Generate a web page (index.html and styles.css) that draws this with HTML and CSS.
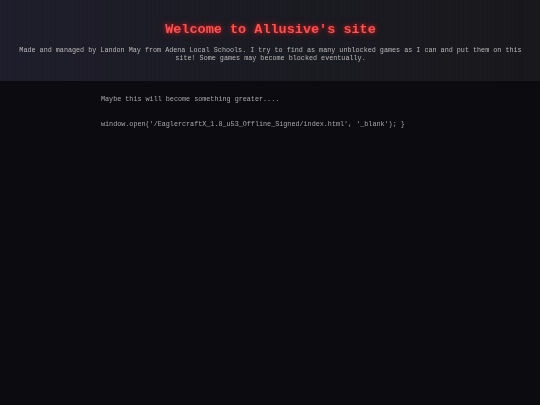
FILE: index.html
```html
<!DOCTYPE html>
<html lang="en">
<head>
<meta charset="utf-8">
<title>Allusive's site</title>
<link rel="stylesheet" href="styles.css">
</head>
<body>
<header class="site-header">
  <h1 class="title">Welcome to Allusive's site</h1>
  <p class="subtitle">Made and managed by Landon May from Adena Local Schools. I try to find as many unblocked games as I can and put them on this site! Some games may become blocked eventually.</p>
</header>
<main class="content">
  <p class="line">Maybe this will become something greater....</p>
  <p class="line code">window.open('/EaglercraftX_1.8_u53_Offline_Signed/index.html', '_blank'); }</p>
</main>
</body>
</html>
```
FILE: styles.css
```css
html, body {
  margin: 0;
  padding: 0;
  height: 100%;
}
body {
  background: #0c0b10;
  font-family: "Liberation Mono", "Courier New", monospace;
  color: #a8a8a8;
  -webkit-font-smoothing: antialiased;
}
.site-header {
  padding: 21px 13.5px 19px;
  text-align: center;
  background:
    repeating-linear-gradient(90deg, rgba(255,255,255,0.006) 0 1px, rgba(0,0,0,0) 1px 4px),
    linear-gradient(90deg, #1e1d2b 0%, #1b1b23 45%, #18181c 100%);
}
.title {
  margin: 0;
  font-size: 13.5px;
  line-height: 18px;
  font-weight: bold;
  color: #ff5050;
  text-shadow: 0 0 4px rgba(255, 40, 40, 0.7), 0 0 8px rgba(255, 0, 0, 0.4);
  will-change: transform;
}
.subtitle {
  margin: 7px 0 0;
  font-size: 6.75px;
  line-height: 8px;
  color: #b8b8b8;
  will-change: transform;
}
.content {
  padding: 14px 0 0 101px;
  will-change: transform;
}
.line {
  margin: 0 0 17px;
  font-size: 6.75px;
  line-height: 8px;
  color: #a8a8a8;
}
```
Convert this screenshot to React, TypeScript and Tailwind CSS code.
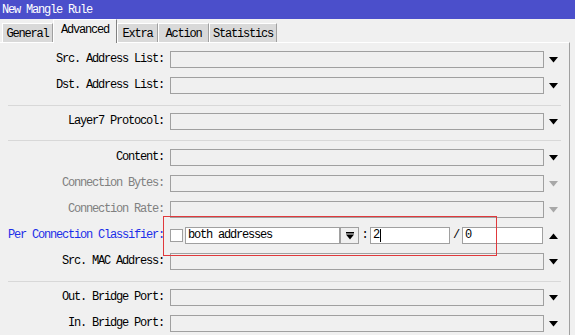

● ● ● ● ● ● ●

## WHAT THE EXERCISE ASKS:
Report how many lines include the word "code". Give nothing but the number.

## RESULT:
2